**The task**:
Find the number of lines containing the string "TypeScript" in the data. Answer with the number by itself.

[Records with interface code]
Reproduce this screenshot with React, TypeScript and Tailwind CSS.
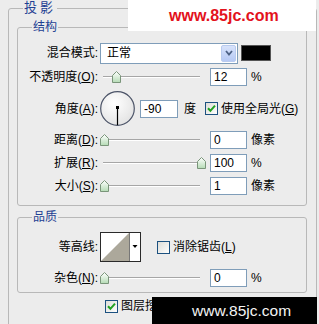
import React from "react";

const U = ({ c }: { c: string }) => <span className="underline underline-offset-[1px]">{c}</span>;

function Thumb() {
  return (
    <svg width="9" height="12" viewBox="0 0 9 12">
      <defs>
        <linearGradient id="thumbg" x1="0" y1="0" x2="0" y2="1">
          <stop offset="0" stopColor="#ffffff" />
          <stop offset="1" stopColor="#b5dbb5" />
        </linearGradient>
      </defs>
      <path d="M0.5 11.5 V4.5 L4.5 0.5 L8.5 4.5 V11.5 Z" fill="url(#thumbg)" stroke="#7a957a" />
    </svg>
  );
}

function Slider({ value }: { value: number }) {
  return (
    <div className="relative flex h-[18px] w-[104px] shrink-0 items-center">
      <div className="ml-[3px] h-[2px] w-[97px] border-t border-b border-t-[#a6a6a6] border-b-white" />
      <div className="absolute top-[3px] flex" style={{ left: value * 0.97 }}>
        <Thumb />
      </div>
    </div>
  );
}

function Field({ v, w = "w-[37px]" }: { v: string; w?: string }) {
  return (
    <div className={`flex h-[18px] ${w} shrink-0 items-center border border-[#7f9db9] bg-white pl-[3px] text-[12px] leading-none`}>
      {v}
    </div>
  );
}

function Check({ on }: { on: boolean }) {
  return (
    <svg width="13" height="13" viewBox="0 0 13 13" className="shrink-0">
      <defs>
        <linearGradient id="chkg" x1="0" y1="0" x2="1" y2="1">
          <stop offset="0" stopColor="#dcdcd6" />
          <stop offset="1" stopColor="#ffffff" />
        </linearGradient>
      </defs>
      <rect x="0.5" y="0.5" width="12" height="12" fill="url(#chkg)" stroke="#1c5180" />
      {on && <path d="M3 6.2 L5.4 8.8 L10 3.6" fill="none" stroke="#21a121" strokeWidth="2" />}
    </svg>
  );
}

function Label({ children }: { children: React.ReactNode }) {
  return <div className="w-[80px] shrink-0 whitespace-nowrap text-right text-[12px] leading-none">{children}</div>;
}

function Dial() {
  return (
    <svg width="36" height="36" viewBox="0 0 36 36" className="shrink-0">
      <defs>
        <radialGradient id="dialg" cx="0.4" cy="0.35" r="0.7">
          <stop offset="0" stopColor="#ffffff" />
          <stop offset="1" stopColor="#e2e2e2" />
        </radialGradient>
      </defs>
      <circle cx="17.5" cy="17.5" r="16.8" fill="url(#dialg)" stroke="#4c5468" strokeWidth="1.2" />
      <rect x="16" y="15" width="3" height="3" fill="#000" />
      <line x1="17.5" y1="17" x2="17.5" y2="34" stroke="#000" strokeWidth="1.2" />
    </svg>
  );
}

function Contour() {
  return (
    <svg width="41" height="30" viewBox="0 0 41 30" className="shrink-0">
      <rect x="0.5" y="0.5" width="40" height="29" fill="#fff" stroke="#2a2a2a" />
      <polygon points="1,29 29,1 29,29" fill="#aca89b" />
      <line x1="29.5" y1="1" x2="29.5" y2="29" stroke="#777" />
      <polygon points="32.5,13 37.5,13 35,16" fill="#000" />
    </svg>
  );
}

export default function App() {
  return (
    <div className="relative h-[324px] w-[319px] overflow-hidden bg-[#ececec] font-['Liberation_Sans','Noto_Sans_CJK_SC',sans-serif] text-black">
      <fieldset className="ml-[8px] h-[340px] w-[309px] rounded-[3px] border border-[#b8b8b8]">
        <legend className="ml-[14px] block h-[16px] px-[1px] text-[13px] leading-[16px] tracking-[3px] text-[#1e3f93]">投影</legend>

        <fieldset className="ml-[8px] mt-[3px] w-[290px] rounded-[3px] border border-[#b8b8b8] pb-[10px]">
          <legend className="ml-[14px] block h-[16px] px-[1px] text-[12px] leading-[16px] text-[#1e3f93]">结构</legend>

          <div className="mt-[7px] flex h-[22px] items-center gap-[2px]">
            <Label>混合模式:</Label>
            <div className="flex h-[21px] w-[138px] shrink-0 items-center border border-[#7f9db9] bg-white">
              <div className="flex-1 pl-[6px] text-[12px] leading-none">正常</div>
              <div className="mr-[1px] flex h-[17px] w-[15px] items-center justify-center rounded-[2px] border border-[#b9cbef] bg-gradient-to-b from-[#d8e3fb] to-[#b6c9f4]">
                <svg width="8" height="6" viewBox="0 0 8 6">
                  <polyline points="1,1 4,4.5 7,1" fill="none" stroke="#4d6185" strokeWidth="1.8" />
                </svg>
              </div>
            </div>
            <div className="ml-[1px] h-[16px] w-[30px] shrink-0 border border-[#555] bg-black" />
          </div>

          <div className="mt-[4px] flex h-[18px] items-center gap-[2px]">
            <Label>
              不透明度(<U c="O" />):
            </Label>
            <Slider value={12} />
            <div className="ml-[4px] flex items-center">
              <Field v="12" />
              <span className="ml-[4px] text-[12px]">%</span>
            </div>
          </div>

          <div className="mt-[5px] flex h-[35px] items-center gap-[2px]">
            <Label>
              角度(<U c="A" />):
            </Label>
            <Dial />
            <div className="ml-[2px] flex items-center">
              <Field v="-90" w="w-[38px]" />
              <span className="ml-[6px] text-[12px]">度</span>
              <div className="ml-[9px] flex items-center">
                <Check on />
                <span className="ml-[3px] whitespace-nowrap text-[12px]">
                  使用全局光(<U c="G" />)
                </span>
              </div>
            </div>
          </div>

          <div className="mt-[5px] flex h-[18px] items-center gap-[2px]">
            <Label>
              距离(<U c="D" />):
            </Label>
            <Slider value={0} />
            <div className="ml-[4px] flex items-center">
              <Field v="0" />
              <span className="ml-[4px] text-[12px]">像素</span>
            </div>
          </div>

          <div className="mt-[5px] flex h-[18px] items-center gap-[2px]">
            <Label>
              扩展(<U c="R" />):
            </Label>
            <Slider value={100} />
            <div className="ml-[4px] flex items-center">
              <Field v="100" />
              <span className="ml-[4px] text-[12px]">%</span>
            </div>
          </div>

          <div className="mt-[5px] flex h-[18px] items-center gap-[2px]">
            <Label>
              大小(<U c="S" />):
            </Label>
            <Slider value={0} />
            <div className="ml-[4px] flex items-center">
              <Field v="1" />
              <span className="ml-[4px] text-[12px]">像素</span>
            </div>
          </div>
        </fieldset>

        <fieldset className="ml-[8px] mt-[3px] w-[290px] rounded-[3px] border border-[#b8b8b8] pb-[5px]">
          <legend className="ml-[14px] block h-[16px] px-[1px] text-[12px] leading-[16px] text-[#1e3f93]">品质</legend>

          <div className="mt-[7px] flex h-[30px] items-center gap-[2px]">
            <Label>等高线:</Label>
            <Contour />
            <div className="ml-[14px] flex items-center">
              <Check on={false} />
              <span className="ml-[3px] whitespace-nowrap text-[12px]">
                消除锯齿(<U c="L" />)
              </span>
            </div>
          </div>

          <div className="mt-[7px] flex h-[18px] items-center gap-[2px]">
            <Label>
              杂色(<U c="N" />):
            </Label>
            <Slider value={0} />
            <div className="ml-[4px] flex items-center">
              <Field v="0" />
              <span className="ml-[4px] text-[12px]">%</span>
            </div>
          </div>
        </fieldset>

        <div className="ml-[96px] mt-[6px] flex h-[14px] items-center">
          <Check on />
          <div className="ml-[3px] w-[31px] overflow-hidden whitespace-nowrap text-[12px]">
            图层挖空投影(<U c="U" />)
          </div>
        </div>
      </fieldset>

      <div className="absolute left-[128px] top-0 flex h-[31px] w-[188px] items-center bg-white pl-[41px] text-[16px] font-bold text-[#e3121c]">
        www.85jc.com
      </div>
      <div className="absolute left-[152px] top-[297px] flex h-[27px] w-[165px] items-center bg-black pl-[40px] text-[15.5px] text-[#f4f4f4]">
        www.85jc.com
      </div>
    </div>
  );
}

==

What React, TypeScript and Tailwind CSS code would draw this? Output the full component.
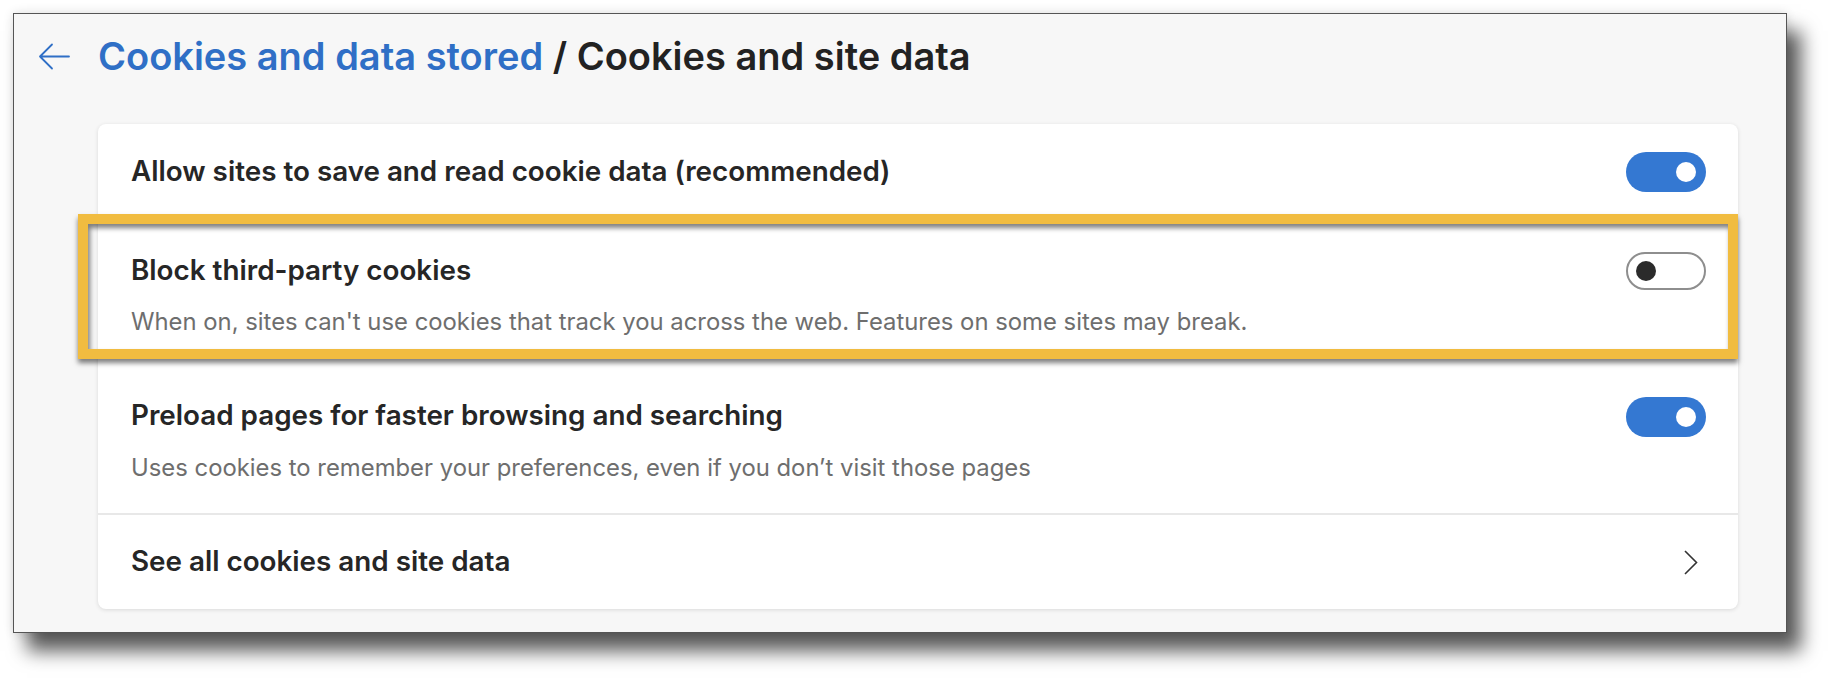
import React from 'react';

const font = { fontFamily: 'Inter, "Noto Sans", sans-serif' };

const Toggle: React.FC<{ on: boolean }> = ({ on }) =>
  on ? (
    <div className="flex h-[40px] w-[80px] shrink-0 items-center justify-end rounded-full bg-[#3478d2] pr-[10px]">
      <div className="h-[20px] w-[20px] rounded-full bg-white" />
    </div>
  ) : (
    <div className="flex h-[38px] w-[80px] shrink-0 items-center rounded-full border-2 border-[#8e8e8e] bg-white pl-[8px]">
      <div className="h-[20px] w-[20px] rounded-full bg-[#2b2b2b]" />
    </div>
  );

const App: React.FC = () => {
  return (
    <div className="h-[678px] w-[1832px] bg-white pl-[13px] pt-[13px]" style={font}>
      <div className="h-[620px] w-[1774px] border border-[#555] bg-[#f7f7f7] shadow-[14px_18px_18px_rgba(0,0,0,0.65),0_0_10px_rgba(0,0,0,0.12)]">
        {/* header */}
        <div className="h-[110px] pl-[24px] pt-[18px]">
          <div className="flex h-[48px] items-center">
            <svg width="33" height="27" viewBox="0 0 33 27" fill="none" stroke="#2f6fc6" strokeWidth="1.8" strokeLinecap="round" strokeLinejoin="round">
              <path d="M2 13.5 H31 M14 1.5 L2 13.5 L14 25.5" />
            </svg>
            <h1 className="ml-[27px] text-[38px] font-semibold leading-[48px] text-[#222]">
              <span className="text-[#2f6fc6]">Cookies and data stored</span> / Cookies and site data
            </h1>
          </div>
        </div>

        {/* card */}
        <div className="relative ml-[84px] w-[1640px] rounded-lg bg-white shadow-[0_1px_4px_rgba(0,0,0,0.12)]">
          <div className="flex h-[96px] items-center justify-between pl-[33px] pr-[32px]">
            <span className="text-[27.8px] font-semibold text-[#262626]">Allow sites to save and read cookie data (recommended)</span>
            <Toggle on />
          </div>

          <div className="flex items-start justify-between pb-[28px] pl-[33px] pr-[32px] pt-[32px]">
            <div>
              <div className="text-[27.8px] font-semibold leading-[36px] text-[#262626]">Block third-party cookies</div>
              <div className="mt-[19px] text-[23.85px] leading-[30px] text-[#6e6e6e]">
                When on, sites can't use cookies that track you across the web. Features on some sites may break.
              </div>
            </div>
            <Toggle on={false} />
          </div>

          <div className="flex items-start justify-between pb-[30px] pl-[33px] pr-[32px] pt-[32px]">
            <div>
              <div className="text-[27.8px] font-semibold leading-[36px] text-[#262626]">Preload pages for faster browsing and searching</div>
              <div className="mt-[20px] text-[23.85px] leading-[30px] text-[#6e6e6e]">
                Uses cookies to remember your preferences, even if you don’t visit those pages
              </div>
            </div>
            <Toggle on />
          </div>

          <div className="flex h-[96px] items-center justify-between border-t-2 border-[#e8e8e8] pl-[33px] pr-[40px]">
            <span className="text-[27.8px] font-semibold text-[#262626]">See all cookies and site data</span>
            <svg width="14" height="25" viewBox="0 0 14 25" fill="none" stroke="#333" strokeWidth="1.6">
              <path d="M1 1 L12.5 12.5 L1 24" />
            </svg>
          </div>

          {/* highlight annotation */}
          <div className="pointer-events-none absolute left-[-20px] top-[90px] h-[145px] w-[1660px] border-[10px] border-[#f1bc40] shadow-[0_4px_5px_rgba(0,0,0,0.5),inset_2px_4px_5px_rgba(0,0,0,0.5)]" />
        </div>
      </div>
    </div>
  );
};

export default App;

**Result for this exercise**:
2